Einsteins Bemerkung, es sei eine „Eselei“ gewesen, ist genauso irreführend wie die Idee, jetzt „habe er doch recht“. Die kosmologische Konstante ist nichts, das niemals hätte vorgeschlagen werden sollen. Ihre Einführung stellt einen Fortschritt im Verständnis der Realität dar – wie auch ihre Verwerfung angesichts Hubbles Entdeckung und ihre Wiederaufnahme in revidierter Form zur Erklärung der neuen Beobachtungen.

Gleichermaßen wird auch die Mitte des zwanzigsten Jahrhunderts geführte „Bohr-Einstein-Debatte“ um die Quantentheorie oft als ein persönlicher Konflikt zwischen Zauberern fehl interpretiert. Die Vorhersagen der Quantentheorie sind so kontra-intuitiv, dass unter der Führung einer der Pioniere der Theorie, Neils Bohr, der Mythos entstand, es gebe keine Realität, die ihnen zugrunde läge und sie erklären könne. Partikel gelangen von A nach B ohne den dazwischen liegenden Raum zu durchqueren, wo sie nicht genügend Energie haben, um zu existieren, sie „borgen“ sich diese Energie vorübergehend, weil sie ihre Energie „nicht genau kennen“. Informationen gelangen von A nach B ohne dass irgendetwas dazwischen geschieht – was Einstein „gespenstische Bewegungen in der Distanz“ nannte. Und so weiter.

Die Gemeinsamkeit dieser paradoxen Interpretationen liegt darin, dass sie den Realismus verlassen, die Doktrin, dass eine physische Welt, die in der Realität existiert, all unseren Erfahrungen zugrunde liegt. Anti-Realismus bleibt populär und erscheint in verschiedenen Formen in Lehrbüchern und populären Erläuterungen der Quantentheorie. Aber Einstein bestand darauf, dass es für physikalische Phänomene Erklärungen im Sinne von „Realitätselementen“ gäbe.

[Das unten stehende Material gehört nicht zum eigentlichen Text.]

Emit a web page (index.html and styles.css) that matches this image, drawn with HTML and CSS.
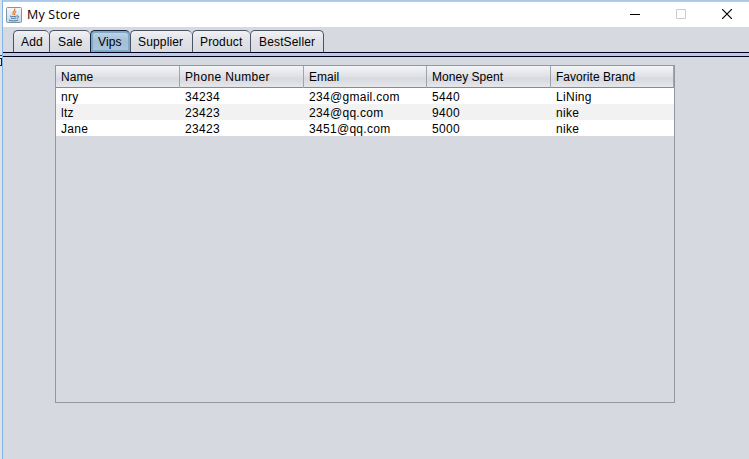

Glücklicherweise steht eine Minderheit von Physikern, mich selbst eingeschlossen, unerschütterlich auf der Seite des Realismus, indem sie Hugh Everetts Interpretation der Quantentheorie der multiplen Universen befürworten. Nach dieser Ansicht existieren dort keine Partikel, wo es nicht genügend Energie für ihre Existenz gibt, sie haben einfach in einigen Universen mehr Energie als durchschnittlich und in anderen weniger. Alle vermeintlichen „Paradoxe“ der Quantentheorie können auf ähnliche Weise gelöst werden.

Während also die meisten meinen, Bohr habe die Debatte gewonnen, glaube ich, dass Einstein wie immer nach einer Erklärung der Realität suchte, während seine Rivalen Unsinn verbreiteten. Everetts Interpretation macht aus Einstein keinen Halbgott. Aber sie gibt ihm recht.